Fino agli anni ’70 il PCI, di cui L’Unità era diventata organo – e lo sarà fino al 1997, anche quando il PCI cambierà nome – arrivava fino a un milione e mezzo di iscritti. Ma già nel ’97 le copie erano scese a 90mila. Nel luglio 2000 precipitano a 28mila, tanto che il giornale è costretto a chiudere per riaprire nel marzo del 2001. Il passaggio dal monopolio proprietario del partito alla costituzione di una società editoriale, in cui di volta in volta entrano azionisti diversi, è stato solo la conseguenza di un crescente distacco tra le dinamiche e le metamorfosi della sinistra tradizionale e il giornale stesso, sempre di più arroccato sulle posizioni di una sinistra comunista tradizionale, non radicale, ma pur sempre ancorata alla “ditta” bersaniana.

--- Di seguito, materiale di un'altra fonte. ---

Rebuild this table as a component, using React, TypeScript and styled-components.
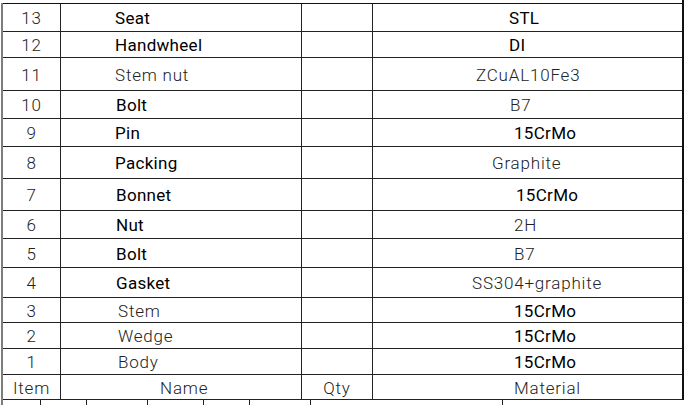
import styled, { createGlobalStyle } from 'styled-components';

interface PartRow {
  no: string;
  name: string;
  nameIndent: number;
  nameBold?: boolean;
  material: string;
  matIndent: number;
  matBold?: boolean;
  height: number;
}

const parts: PartRow[] = [
  { no: '13', name: 'Seat', nameIndent: 54, nameBold: true, material: 'STL', matIndent: 136, matBold: true, height: 28 },
  { no: '12', name: 'Handwheel', nameIndent: 54, nameBold: true, material: 'DI', matIndent: 136, matBold: true, height: 26 },
  { no: '11', name: 'Stem nut', nameIndent: 54, material: 'ZCuAL10Fe3', matIndent: 103, height: 33 },
  { no: '10', name: 'Bolt', nameIndent: 55, nameBold: true, material: 'B7', matIndent: 137, height: 28 },
  { no: '9', name: 'Pin', nameIndent: 54, nameBold: true, material: '15CrMo', matIndent: 141, matBold: true, height: 28 },
  { no: '8', name: 'Packing', nameIndent: 54, nameBold: true, material: 'Graphite', matIndent: 119, height: 32 },
  { no: '7', name: 'Bonnet', nameIndent: 55, nameBold: true, material: '15CrMo', matIndent: 143, matBold: true, height: 32 },
  { no: '6', name: 'Nut', nameIndent: 55, nameBold: true, material: '2H', matIndent: 141, height: 28 },
  { no: '5', name: 'Bolt', nameIndent: 55, nameBold: true, material: 'B7', matIndent: 141, height: 29 },
  { no: '4', name: 'Gasket', nameIndent: 55, nameBold: true, material: 'SS304+graphite', matIndent: 99, height: 30 },
  { no: '3', name: 'Stem', nameIndent: 57, material: '15CrMo', matIndent: 141, matBold: true, height: 25 },
  { no: '2', name: 'Wedge', nameIndent: 57, material: '15CrMo', matIndent: 141, matBold: true, height: 26 },
  { no: '1', name: 'Body', nameIndent: 57, material: '15CrMo', matIndent: 141, matBold: true, height: 26 },
];

// tick marks of the title block below the parts list
const ticks = [37, 45, 60, 55, 45, 60, 191];

const GlobalStyle = createGlobalStyle`
  html, body {
    margin: 0;
    padding: 0;
    background: #ffffff;
  }
  body {
    font-family: Roboto, "Liberation Sans", sans-serif;
    color: #1a1a1a;
  }
`;

const Page = styled.div`
  width: 688px;
  height: 405px;
  overflow: hidden;
  background: #ffffff;
`;

const Sheet = styled.div`
  margin-left: 1px;
  width: 681px;
  border-left: 2px solid #7d7d7d;
  height: 405px;
  box-sizing: border-box;
`;

const Table = styled.div`
  margin-top: 3px;
  width: 679px;
  border-top: 1px solid #111;
  border-right: 2px solid #111;
  box-sizing: content-box;
  position: relative;
  &::before {
    content: '';
    position: absolute;
    right: -2px;
    top: -4px;
    width: 2px;
    height: 3px;
    background: #111;
  }
`;

const Row = styled.div<{ $h: number }>`
  display: grid;
  grid-template-columns: 58px 241px 71px 1fr;
  height: ${(p) => p.$h}px;
  border-bottom: 1px solid #222;
  box-sizing: border-box;
`;

const Cell = styled.div<{ $bold?: boolean; $indent?: number; $center?: boolean; $last?: boolean }>`
  display: flex;
  align-items: center;
  justify-content: ${(p) => (p.$center ? 'center' : 'flex-start')};
  padding-left: ${(p) => p.$indent ?? 0}px;
  border-right: ${(p) => (p.$last ? 'none' : '1px solid #222')};
  font-size: 17px;
  line-height: 1;
  white-space: nowrap;
  font-weight: ${(p) => (p.$bold ? 400 : 300)};
  color: ${(p) => (p.$bold ? '#000' : '#222')};
  letter-spacing: ${(p) => (p.$bold ? '0.3px' : '0.8px')};
  padding-top: 2px;
`;

const TickStrip = styled.div`
  display: flex;
  height: 6px;
`;

const Tick = styled.div<{ $w: number }>`
  width: ${(p) => p.$w}px;
  border-right: 1px solid #222;
`;

export default function App() {
  return (
    <Page>
      <GlobalStyle />
      <Sheet>
        <Table>
          {parts.map((p) => (
            <Row key={p.no} $h={p.height}>
              <Cell $center>{p.no}</Cell>
              <Cell $indent={p.nameIndent} $bold={p.nameBold}>
                {p.name}
              </Cell>
              <Cell />
              <Cell $indent={p.matIndent} $bold={p.matBold} $last>
                {p.material}
              </Cell>
            </Row>
          ))}
          <Row $h={25}>
            <Cell $center>Item</Cell>
            <Cell $indent={99}>Name</Cell>
            <Cell $center>Qty</Cell>
            <Cell $indent={141} $last>
              Material
            </Cell>
          </Row>
        </Table>
        <TickStrip>
          {ticks.map((w, i) => (
            <Tick key={i} $w={w} />
          ))}
        </TickStrip>
      </Sheet>
    </Page>
  );
}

 La sinistra civica, girotondina, giustizialista ha cercato altre strade e altre testate. Quella riformista anche. I lettori si sono dispersi. La sinistra di Renzi, socialista-liberale, con forti connotazioni cattolico-democratiche, ha generato un tipo di lettore che non si riconosce più nell’asse tradizionale socialdemocratico statalista e conservatore, di cui Bersani e D’Alema sono stati i corifei in questi anni, usciti sonoramente sconfitti dall’OPA vittoriosa di Renzi sul PD.  Su quell’asse conservatore l’Unità di Concita di Gregorio si è attestata dall’agosto del 2008. E su quest’asse è morta. 

Oltre all’identità, ancora in formazione, di una nuova sinistra, è cambiata la forma-partito, si è imposta la Rete, che ha deciso – vedi proprio il caso del PD oltre a quello più noto del M5S – la gerarchia delle candidature alle ultime elezioni politiche e perciò la quota di consensi elettorali. In questo contesto, in cui le istituzioni politiche sono in fibrillazione, la legge elettorale in via di cambiamento, i partiti liquefatti, quale è l’idea che il Direttore dell’Unità e i suoi giornalisti hanno della sinistra? E’ buio pesto conservatore. I lettori/elettori lo hanno capito da tempo. Ed hanno praticato un’anonima, ma spietata strategia dell’exit.